En términos más generales, todos los presidentes de EE.UU. del siglo XXI han actuado como si fueran hombres predestinados. Bush llegó al cargo decidido a no actuar como policía mundial. Pero los atentados del 11 de septiembre de 2001 lo convirtieron precisamente en eso. Inició guerras en Afganistán e Iraq, que Estados Unidos ganó, pero luego perdió la paz. Y su fallido objetivo de democratizar el mundo árabe durante su segundo mandato nunca llegó a buen puerto.
Obama intentó reparar la guerra global contra el terrorismo y viajó a Egipto para decir a los musulmanes que era hora de “un nuevo comienzo”. Los primeros años de su presidencia estuvieron marcados por la sensación de que su carisma y su trayectoria única serían en sí mismos un elixir global.
Joe Biden viajó por todo el mundo diciendo a todo el mundo que “Estados Unidos ha vuelto” tras expulsar a Trump de la Casa Blanca. Pero cuatro años después, en parte debido a su desastrosa decisión de presentarse a un segundo mandato, Estados Unidos —o al menos la versión internacionalista posterior a la Segunda Guerra Mundial— había vuelto a desaparecer. Y Trump había vuelto.
El populismo de “Estados Unidos primero” de Trump se basa en la premisa de que EE.UU. ha sido estafado durante décadas, sin importar que sus alianzas y su configuración del capitalismo global lo convirtieron en la nación más poderosa de la historia del planeta.

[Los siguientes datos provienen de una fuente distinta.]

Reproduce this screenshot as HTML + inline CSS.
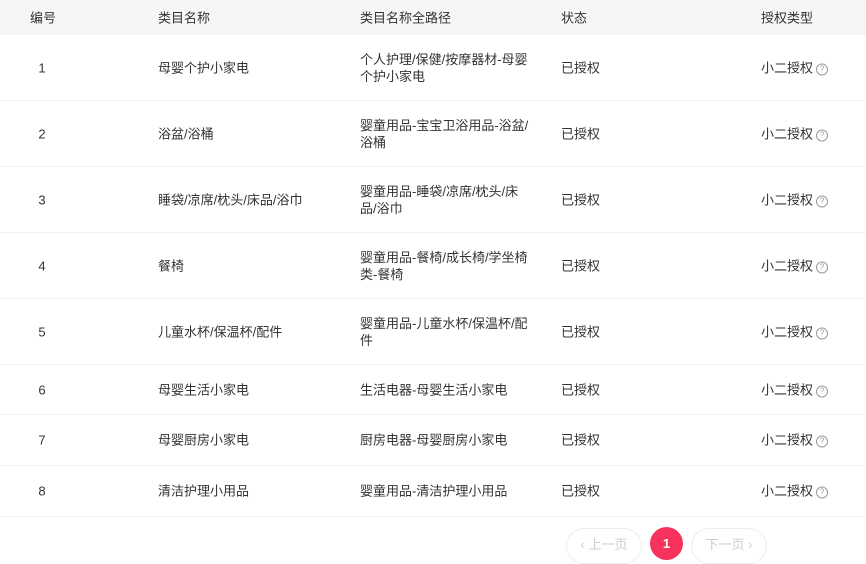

Ahora, jugando a ser un hombre fuerte al que todos deben obedecer, está desperdiciando este legado y destrozando el poder blando de Estados Unidos —es decir, el poder de persuadir— con su beligerancia.
Los primeros cuatro meses de la presidencia de Trump, con sus amenazas de aranceles, sus advertencias de expansión territorial de Estados Unidos en Canadá y Groenlandia y la destrucción de los programas de ayuda humanitaria mundial, demuestran que el resto del mundo también tiene voz y voto en lo que sucede. Hasta ahora, los líderes de China, Rusia, Israel, Europa y Canadá parecen haber calculado que Trump no es tan poderoso como cree, que no hay ningún precio por desafiarlo o que su propia política interna hace que la resistencia sea obligatoria.